Evaluation of a Magnetic Dipole Model in a DC Magnetic Flux Leakage System

Abstract

One of the most common methods for performing non-destructive testing in steel tank floors is DC magnetic flux leakage (MFL). The magnetic dipole method is the most widely used mathematical technique to predict the MFL from defects in such structures. However, due to the complexity of an exact analytical description of an MFL system, researchers often make coarse approximations for the profile of the magnetic surface charge density $\sigma _{m}$ , orientation of the magnetic field H, and variation of relative permeability $\mu _{r}$ . In this paper, the validity of these approximations is evaluated for 2-D rectangular defects in a steel plate, by comparing model predications with finite element results.

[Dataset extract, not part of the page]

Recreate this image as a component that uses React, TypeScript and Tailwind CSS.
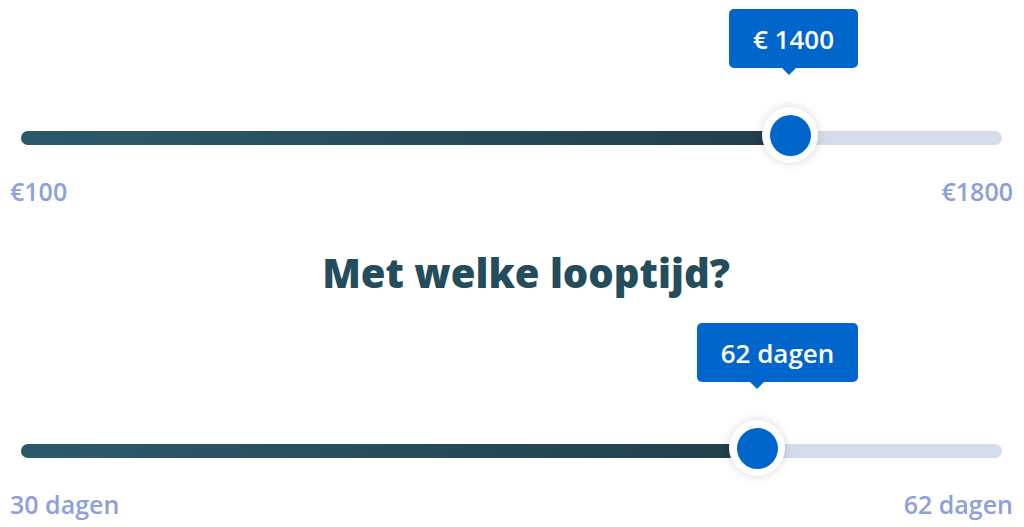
import React from "react";

type SliderProps = {
  thumbCenter: number;
  tooltipLeft: number;
  tooltipWidth: number;
  tooltipTop: number;
  label: string;
  min: string;
  max: string;
};

function Slider({ thumbCenter, tooltipLeft, tooltipWidth, tooltipTop, label, min, max }: SliderProps) {
  return (
    <div className="flex w-[981px] flex-col">
      <div className="relative h-[14px] w-[981px] rounded-full bg-[#d3dcea]">
        <div
          className="absolute left-0 top-0 h-[14px] rounded-l-full bg-gradient-to-r from-[#2c5a6b] to-[#213f4b]"
          style={{ width: thumbCenter }}
        />
        <div
          className="absolute top-[-24px] flex h-[56px] w-[56px] items-center justify-center rounded-full bg-white shadow-[0_0_10px_rgba(0,0,0,0.16)]"
          style={{ left: thumbCenter - 28 }}
        >
          <div className="h-[41px] w-[41px] rounded-full bg-[#0066cc]" />
        </div>
        <div
          className="absolute flex h-[59px] items-center justify-center rounded-[5px] bg-[#0066cc] text-[26px] font-semibold leading-none text-white"
          style={{ left: tooltipLeft, top: tooltipTop, width: tooltipWidth }}
        >
          {label}
          <div className="absolute bottom-[-7px] left-[53px] h-0 w-0 border-l-[7px] border-r-[7px] border-t-[7px] border-l-transparent border-r-transparent border-t-[#0066cc]" />
        </div>
      </div>
      <div className="-mx-[11px] mt-[30px] flex justify-between text-[25px] font-semibold leading-[32px] text-[#8da0dc]">
        <span>{min}</span>
        <span>{max}</span>
      </div>
    </div>
  );
}

export default function App() {
  return (
    <div className="h-[527px] w-[1024px] overflow-hidden bg-white pl-[21px] pt-[131px] font-['Open_Sans',sans-serif]">
      <Slider
        thumbCenter={769}
        tooltipLeft={708}
        tooltipWidth={129}
        tooltipTop={-122}
        label="€ 1400"
        min="€100"
        max="€1800"
      />
      <h2 className="mt-[44px] h-[44px] w-[981px] pl-[29px] text-center text-[40px] font-extrabold leading-[44px] text-[#234c5c]">
        Met welke looptijd?
      </h2>
      <div className="mt-[149px]">
        <Slider
          thumbCenter={736}
          tooltipLeft={676}
          tooltipWidth={161}
          tooltipTop={-121}
          label="62 dagen"
          min="30 dagen"
          max="62 dagen"
        />
      </div>
    </div>
  );
}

The primary sources of deviation between the approximate solutions and true MFL profiles were found to be caused by assumptions that 1) $\sigma _{m}$ on the specimen surface adjacent to a flaw is zero. This assumption is equivalent to treating the orientation of H to be parallel to the specimen surface, even at locations in close proximity to a flaw and 2) local variation in permeability around the defect can be ignored. This approximation was found to cause an underestimation of $\sigma _{m}$ and, consequently, the predicted MFL. In contrast, approximating $\sigma _{m}$ to be zero at the bottom of a flaw, and approximating uniform distribution for $\sigma _{\mathbf {m}}$ on the vertical defect sides of a slot defect was found to generate only minor errors in an estimate of flux leakage.